I wish I could have as much effect, though of a somewhat different kind, as the wolf in the fable had.

When we turn to consider the incidence of present and proposed taxation on different classes, one fallacy must be killed at once. The Chancellor yesterday gave us a very misleading statement as to the extent of tax remission since the end of the war, and the Financial Secretary has repeated it. I do not say that the calculation which he made was incorrect on the basis on which it was framed. What I do say is that the Chancellor and the Financial Secretary totally ignored the basic fact, which is behind their calculations, that prices, monetary incomes and the total national income, as expressed in terms of the pound, have all been rising together. The result is that all those whose wages and incomes have increased in correspondence with the rise in prices have, without any increase at all in their real or relative income status, been swept automatically into higher taxation categories and outside the exemption limits.

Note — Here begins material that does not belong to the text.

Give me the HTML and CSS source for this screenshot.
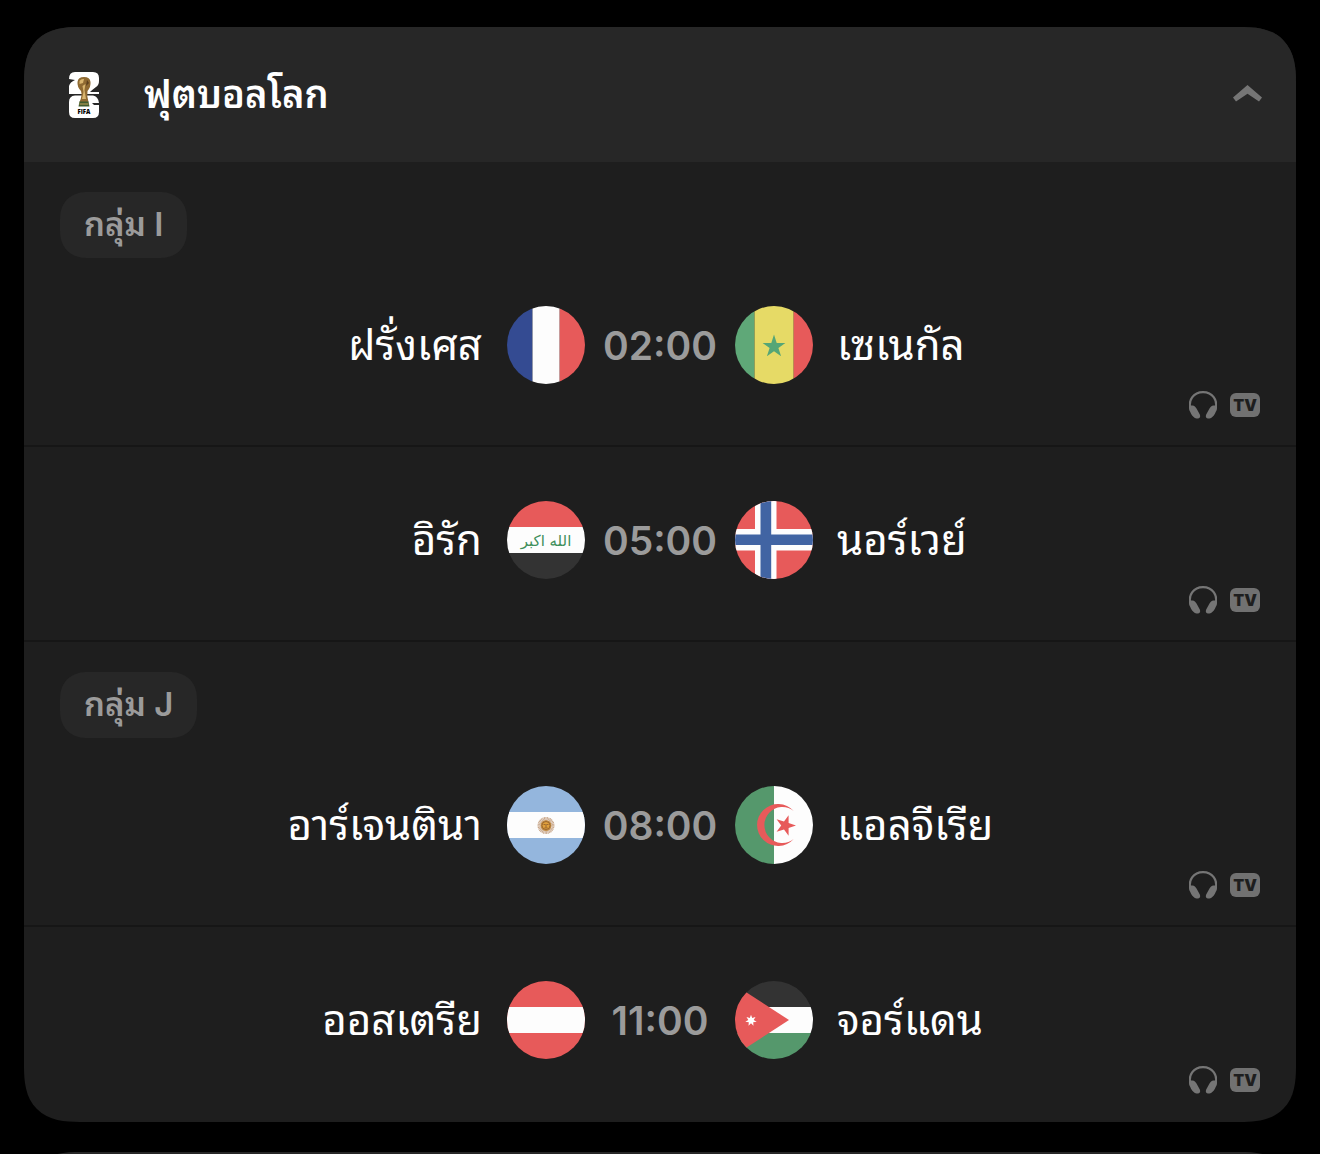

How absurd a calculation of that kind can be unless that qualification is made, can easily be shown if we imagine a great inflation which might have the result, let us say, of quadrupling all our prices, wages and incomes. Then, if we retained the same monetary limits for the exemptions and for entry into the Surtax range, we might at once double the real burden of taxation in spite of doubling the extent of nominal reliefs as calculated by the Chancellor. It is a fantastic calculation, unless those qualifications are made.

I do not think that the full consequences of rising prices, not only since and during the war, but from an earlier period, have been fully realised by the public generally. I remember that, before the war, we used to think of a Surtax man earning about £2,500 a year as a rich man, and so he was, with the purchasing value of the £ as it was then and with taxation as it was then. Do we realise that today a £2,500 a year man is equal in real economic status to the £750 or £800 a year man before the war, and that the same kind of thing is happening through all the wage and income categories?

Let us look for a moment at rising prices only, and their effect on the ability of different classes to bear taxation. The pound of 1938 had become about 14s. in 1945, and is now about 10s. The pound of 1945 is now about 15s., and likely soon to be a little less.